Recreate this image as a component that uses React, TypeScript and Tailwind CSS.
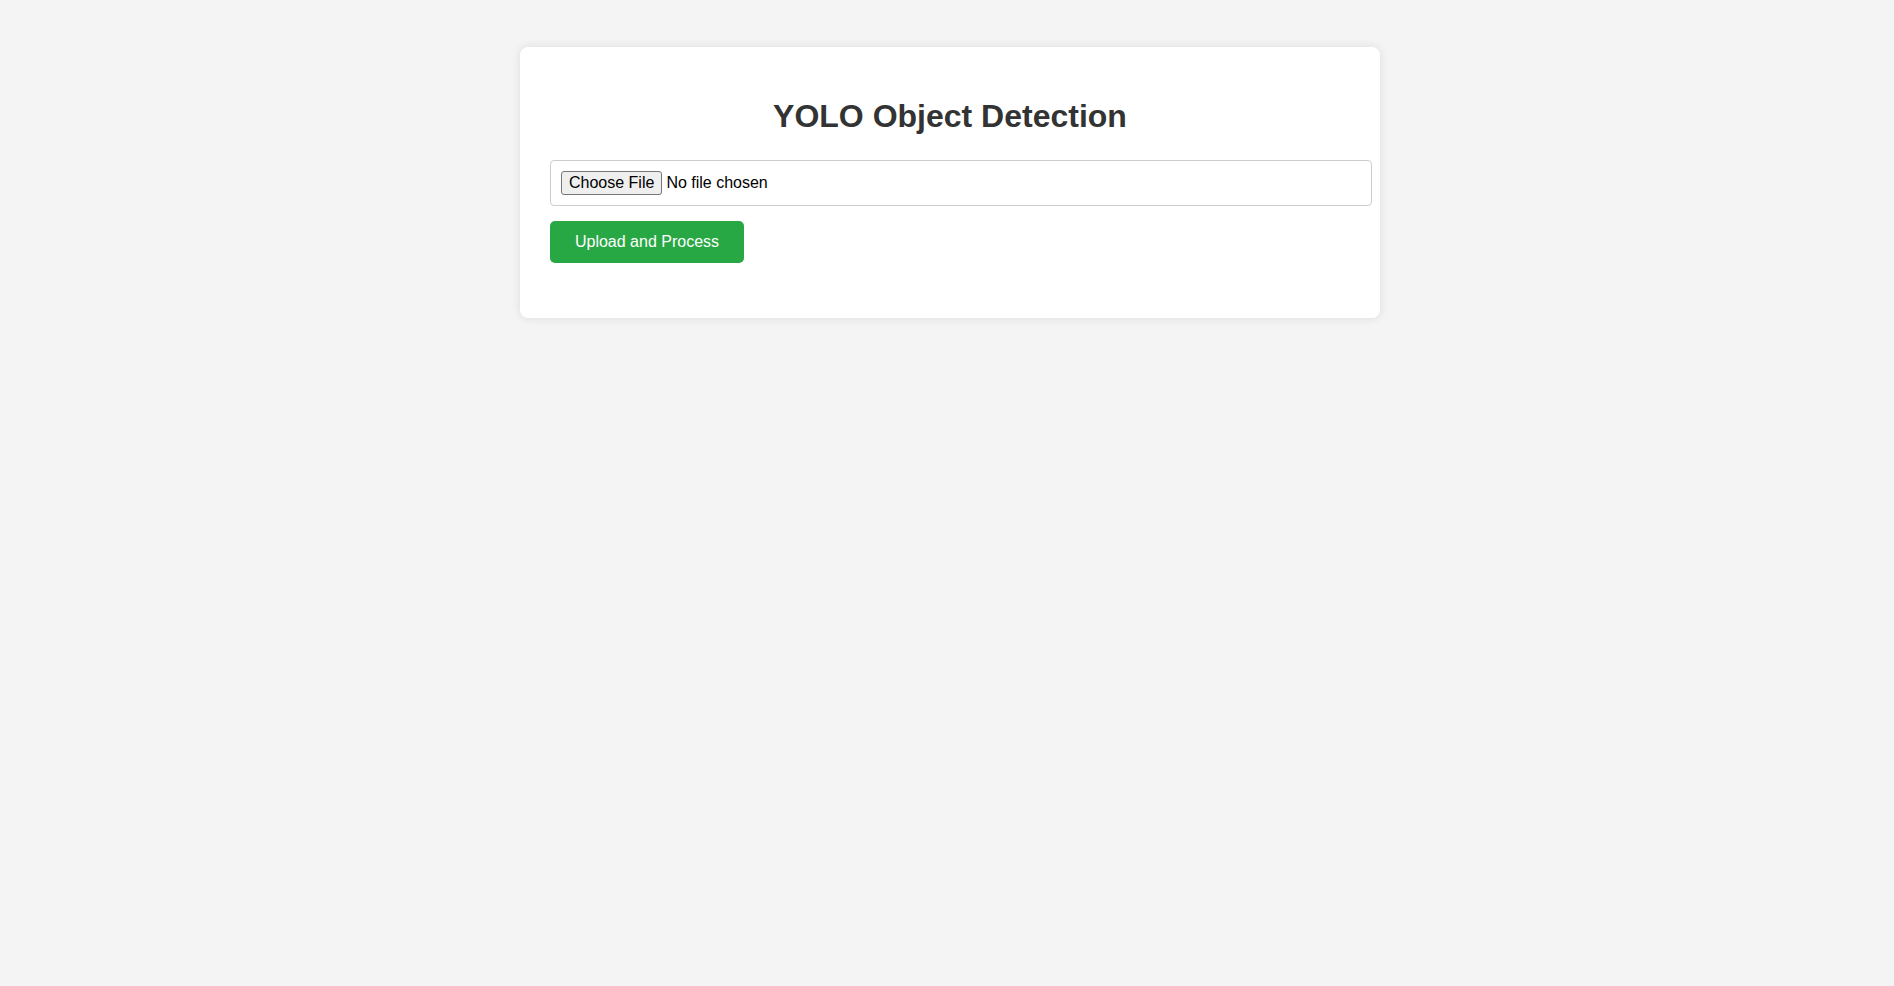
export default function App() {
  return (
    <div className="min-h-screen bg-[#f4f4f4] font-['Liberation_Sans',Arial,sans-serif] text-[#333]">
      <div className="flex justify-center pl-[6px] pt-[47px]">
        <div className="w-[860px] rounded-[8px] bg-white px-[30px] pt-[30px] pb-[55px] shadow-[0_0_10px_rgba(0,0,0,0.1)]">
          <h1 className="mt-[21px] mb-[25px] text-center text-[32px] leading-[37px] font-bold text-[#333]">
            YOLO Object Detection
          </h1>
          <form onSubmit={(e) => e.preventDefault()}>
            <input
              type="file"
              className="block h-[46px] w-[822px] rounded-[4px] border border-[#ccc] p-[10px] text-[16px] leading-[24px] text-black file:mr-[4px] file:h-[24px] file:rounded-[3px] file:border file:border-[#767676] file:bg-[#efefef] file:px-[7px] file:py-0 file:leading-[22px] file:text-black"
            />
            <button
              type="submit"
              className="mt-[15px] flex h-[42px] w-[194px] items-center justify-center rounded-[5px] bg-[#28a745] text-[16px] leading-[18px] text-white"
            >
              Upload and Process
            </button>
          </form>
        </div>
      </div>
    </div>
  );
}
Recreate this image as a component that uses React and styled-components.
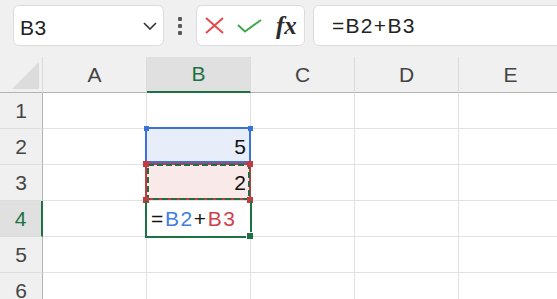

------------------------

[Written request] Reproduce each entry precisely. Leave the pictures out.

[Full output]
Recreate this image as a component that uses React, TypeScript and Tailwind CSS.
export default function App() {
  return (
    <div className="min-h-screen bg-[#f4f4f4] font-['Liberation_Sans',Arial,sans-serif] text-[#333]">
      <div className="flex justify-center pl-[6px] pt-[47px]">
        <div className="w-[860px] rounded-[8px] bg-white px-[30px] pt-[30px] pb-[55px] shadow-[0_0_10px_rgba(0,0,0,0.1)]">
          <h1 className="mt-[21px] mb-[25px] text-center text-[32px] leading-[37px] font-bold text-[#333]">
            YOLO Object Detection
          </h1>
          <form onSubmit={(e) => e.preventDefault()}>
            <input
              type="file"
              className="block h-[46px] w-[822px] rounded-[4px] border border-[#ccc] p-[10px] text-[16px] leading-[24px] text-black file:mr-[4px] file:h-[24px] file:rounded-[3px] file:border file:border-[#767676] file:bg-[#efefef] file:px-[7px] file:py-0 file:leading-[22px] file:text-black"
            />
            <button
              type="submit"
              className="mt-[15px] flex h-[42px] w-[194px] items-center justify-center rounded-[5px] bg-[#28a745] text-[16px] leading-[18px] text-white"
            >
              Upload and Process
            </button>
          </form>
        </div>
      </div>
    </div>
  );
}
Recreate this image as a component that uses React and styled-components.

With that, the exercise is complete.